■ Written task
Exactly repeat the material, dropping only the pictures.

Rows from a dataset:
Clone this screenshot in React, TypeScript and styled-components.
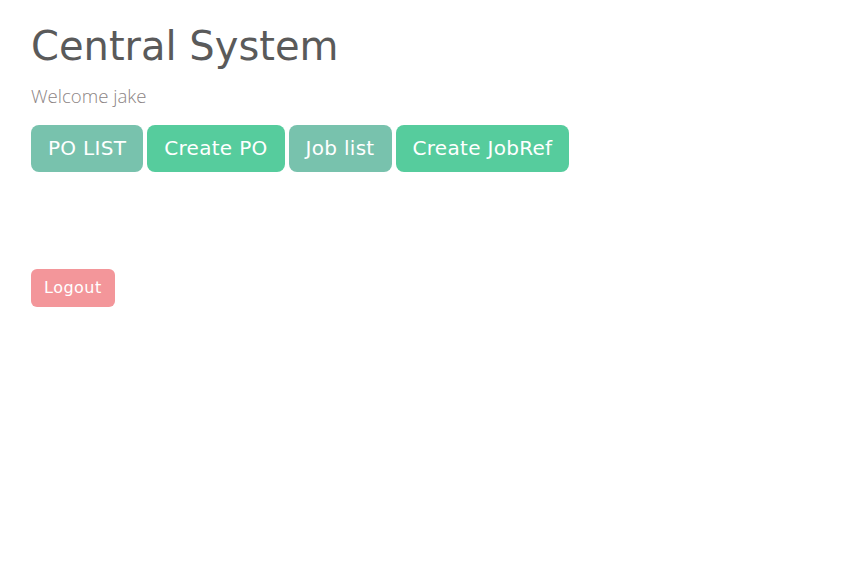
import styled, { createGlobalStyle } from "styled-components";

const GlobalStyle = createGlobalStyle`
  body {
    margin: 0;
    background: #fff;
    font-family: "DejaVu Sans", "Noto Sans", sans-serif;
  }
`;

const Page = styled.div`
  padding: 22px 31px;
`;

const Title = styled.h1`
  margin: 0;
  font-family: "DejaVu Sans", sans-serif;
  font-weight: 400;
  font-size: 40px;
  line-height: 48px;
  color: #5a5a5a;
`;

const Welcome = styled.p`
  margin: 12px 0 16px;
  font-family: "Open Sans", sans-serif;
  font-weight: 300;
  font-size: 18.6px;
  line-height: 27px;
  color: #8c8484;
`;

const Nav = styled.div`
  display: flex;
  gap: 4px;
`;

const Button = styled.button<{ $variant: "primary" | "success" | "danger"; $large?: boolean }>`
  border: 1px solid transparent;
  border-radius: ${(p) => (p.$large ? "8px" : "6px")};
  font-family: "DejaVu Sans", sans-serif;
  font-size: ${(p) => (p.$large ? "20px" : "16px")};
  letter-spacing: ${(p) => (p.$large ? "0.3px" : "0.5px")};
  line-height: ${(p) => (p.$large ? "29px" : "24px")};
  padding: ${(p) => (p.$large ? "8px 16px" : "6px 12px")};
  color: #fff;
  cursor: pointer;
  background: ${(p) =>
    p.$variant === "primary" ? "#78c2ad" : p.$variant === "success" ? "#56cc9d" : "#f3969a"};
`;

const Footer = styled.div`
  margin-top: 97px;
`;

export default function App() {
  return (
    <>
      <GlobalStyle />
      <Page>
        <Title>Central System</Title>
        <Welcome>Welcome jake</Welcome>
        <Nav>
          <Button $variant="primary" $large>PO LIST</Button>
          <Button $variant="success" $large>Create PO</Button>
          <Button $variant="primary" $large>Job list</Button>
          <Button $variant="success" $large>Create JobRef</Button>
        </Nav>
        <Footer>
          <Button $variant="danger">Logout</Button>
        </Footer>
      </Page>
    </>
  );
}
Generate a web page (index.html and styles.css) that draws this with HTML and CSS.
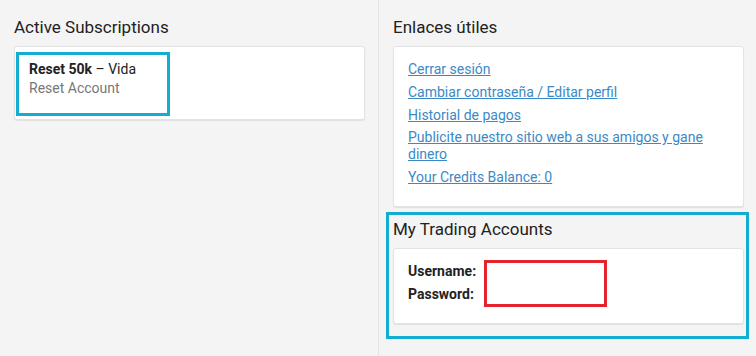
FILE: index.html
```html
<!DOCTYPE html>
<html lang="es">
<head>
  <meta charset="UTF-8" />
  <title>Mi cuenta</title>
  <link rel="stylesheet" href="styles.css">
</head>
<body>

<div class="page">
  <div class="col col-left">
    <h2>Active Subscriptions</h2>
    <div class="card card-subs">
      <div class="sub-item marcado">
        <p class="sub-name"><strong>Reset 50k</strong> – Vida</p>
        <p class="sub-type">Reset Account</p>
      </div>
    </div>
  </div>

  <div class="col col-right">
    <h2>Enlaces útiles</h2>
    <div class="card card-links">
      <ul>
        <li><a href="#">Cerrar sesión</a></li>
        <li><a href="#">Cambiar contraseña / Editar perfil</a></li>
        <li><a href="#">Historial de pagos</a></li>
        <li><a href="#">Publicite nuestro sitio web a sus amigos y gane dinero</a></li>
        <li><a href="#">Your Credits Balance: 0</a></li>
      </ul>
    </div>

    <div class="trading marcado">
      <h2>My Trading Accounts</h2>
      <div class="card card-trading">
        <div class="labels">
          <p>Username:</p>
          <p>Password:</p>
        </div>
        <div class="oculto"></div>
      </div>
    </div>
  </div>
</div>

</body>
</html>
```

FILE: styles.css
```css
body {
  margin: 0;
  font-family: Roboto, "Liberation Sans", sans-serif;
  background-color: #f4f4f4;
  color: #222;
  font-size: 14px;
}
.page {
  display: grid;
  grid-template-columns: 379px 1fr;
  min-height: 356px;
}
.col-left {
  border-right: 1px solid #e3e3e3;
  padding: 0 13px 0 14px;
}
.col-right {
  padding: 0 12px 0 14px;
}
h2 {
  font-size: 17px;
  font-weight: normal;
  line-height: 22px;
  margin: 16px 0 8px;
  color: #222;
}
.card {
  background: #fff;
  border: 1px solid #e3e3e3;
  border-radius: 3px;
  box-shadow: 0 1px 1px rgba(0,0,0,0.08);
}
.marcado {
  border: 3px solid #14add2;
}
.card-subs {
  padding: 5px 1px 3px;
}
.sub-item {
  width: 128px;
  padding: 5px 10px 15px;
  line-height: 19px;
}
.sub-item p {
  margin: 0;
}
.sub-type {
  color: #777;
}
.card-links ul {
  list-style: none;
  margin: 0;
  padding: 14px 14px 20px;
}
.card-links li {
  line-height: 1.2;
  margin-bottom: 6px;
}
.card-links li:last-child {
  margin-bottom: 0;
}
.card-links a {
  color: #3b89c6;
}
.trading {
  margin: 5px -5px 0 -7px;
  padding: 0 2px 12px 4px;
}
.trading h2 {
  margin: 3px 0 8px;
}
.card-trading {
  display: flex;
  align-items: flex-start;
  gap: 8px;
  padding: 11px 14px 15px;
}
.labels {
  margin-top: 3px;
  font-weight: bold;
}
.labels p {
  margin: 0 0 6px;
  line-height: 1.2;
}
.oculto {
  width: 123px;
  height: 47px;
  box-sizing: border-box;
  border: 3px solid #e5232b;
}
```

■ Problem solution
Clone this screenshot in React, TypeScript and styled-components.
import styled, { createGlobalStyle } from "styled-components";

const GlobalStyle = createGlobalStyle`
  body {
    margin: 0;
    background: #fff;
    font-family: "DejaVu Sans", "Noto Sans", sans-serif;
  }
`;

const Page = styled.div`
  padding: 22px 31px;
`;

const Title = styled.h1`
  margin: 0;
  font-family: "DejaVu Sans", sans-serif;
  font-weight: 400;
  font-size: 40px;
  line-height: 48px;
  color: #5a5a5a;
`;

const Welcome = styled.p`
  margin: 12px 0 16px;
  font-family: "Open Sans", sans-serif;
  font-weight: 300;
  font-size: 18.6px;
  line-height: 27px;
  color: #8c8484;
`;

const Nav = styled.div`
  display: flex;
  gap: 4px;
`;

const Button = styled.button<{ $variant: "primary" | "success" | "danger"; $large?: boolean }>`
  border: 1px solid transparent;
  border-radius: ${(p) => (p.$large ? "8px" : "6px")};
  font-family: "DejaVu Sans", sans-serif;
  font-size: ${(p) => (p.$large ? "20px" : "16px")};
  letter-spacing: ${(p) => (p.$large ? "0.3px" : "0.5px")};
  line-height: ${(p) => (p.$large ? "29px" : "24px")};
  padding: ${(p) => (p.$large ? "8px 16px" : "6px 12px")};
  color: #fff;
  cursor: pointer;
  background: ${(p) =>
    p.$variant === "primary" ? "#78c2ad" : p.$variant === "success" ? "#56cc9d" : "#f3969a"};
`;

const Footer = styled.div`
  margin-top: 97px;
`;

export default function App() {
  return (
    <>
      <GlobalStyle />
      <Page>
        <Title>Central System</Title>
        <Welcome>Welcome jake</Welcome>
        <Nav>
          <Button $variant="primary" $large>PO LIST</Button>
          <Button $variant="success" $large>Create PO</Button>
          <Button $variant="primary" $large>Job list</Button>
          <Button $variant="success" $large>Create JobRef</Button>
        </Nav>
        <Footer>
          <Button $variant="danger">Logout</Button>
        </Footer>
      </Page>
    </>
  );
}
Generate a web page (index.html and styles.css) that draws this with HTML and CSS.
FILE: index.html
```html
<!DOCTYPE html>
<html lang="es">
<head>
  <meta charset="UTF-8" />
  <title>Mi cuenta</title>
  <link rel="stylesheet" href="styles.css">
</head>
<body>

<div class="page">
  <div class="col col-left">
    <h2>Active Subscriptions</h2>
    <div class="card card-subs">
      <div class="sub-item marcado">
        <p class="sub-name"><strong>Reset 50k</strong> – Vida</p>
        <p class="sub-type">Reset Account</p>
      </div>
    </div>
  </div>

  <div class="col col-right">
    <h2>Enlaces útiles</h2>
    <div class="card card-links">
      <ul>
        <li><a href="#">Cerrar sesión</a></li>
        <li><a href="#">Cambiar contraseña / Editar perfil</a></li>
        <li><a href="#">Historial de pagos</a></li>
        <li><a href="#">Publicite nuestro sitio web a sus amigos y gane dinero</a></li>
        <li><a href="#">Your Credits Balance: 0</a></li>
      </ul>
    </div>

    <div class="trading marcado">
      <h2>My Trading Accounts</h2>
      <div class="card card-trading">
        <div class="labels">
          <p>Username:</p>
          <p>Password:</p>
        </div>
        <div class="oculto"></div>
      </div>
    </div>
  </div>
</div>

</body>
</html>
```

FILE: styles.css
```css
body {
  margin: 0;
  font-family: Roboto, "Liberation Sans", sans-serif;
  background-color: #f4f4f4;
  color: #222;
  font-size: 14px;
}
.page {
  display: grid;
  grid-template-columns: 379px 1fr;
  min-height: 356px;
}
.col-left {
  border-right: 1px solid #e3e3e3;
  padding: 0 13px 0 14px;
}
.col-right {
  padding: 0 12px 0 14px;
}
h2 {
  font-size: 17px;
  font-weight: normal;
  line-height: 22px;
  margin: 16px 0 8px;
  color: #222;
}
.card {
  background: #fff;
  border: 1px solid #e3e3e3;
  border-radius: 3px;
  box-shadow: 0 1px 1px rgba(0,0,0,0.08);
}
.marcado {
  border: 3px solid #14add2;
}
.card-subs {
  padding: 5px 1px 3px;
}
.sub-item {
  width: 128px;
  padding: 5px 10px 15px;
  line-height: 19px;
}
.sub-item p {
  margin: 0;
}
.sub-type {
  color: #777;
}
.card-links ul {
  list-style: none;
  margin: 0;
  padding: 14px 14px 20px;
}
.card-links li {
  line-height: 1.2;
  margin-bottom: 6px;
}
.card-links li:last-child {
  margin-bottom: 0;
}
.card-links a {
  color: #3b89c6;
}
.trading {
  margin: 5px -5px 0 -7px;
  padding: 0 2px 12px 4px;
}
.trading h2 {
  margin: 3px 0 8px;
}
.card-trading {
  display: flex;
  align-items: flex-start;
  gap: 8px;
  padding: 11px 14px 15px;
}
.labels {
  margin-top: 3px;
  font-weight: bold;
}
.labels p {
  margin: 0 0 6px;
  line-height: 1.2;
}
.oculto {
  width: 123px;
  height: 47px;
  box-sizing: border-box;
  border: 3px solid #e5232b;
}
```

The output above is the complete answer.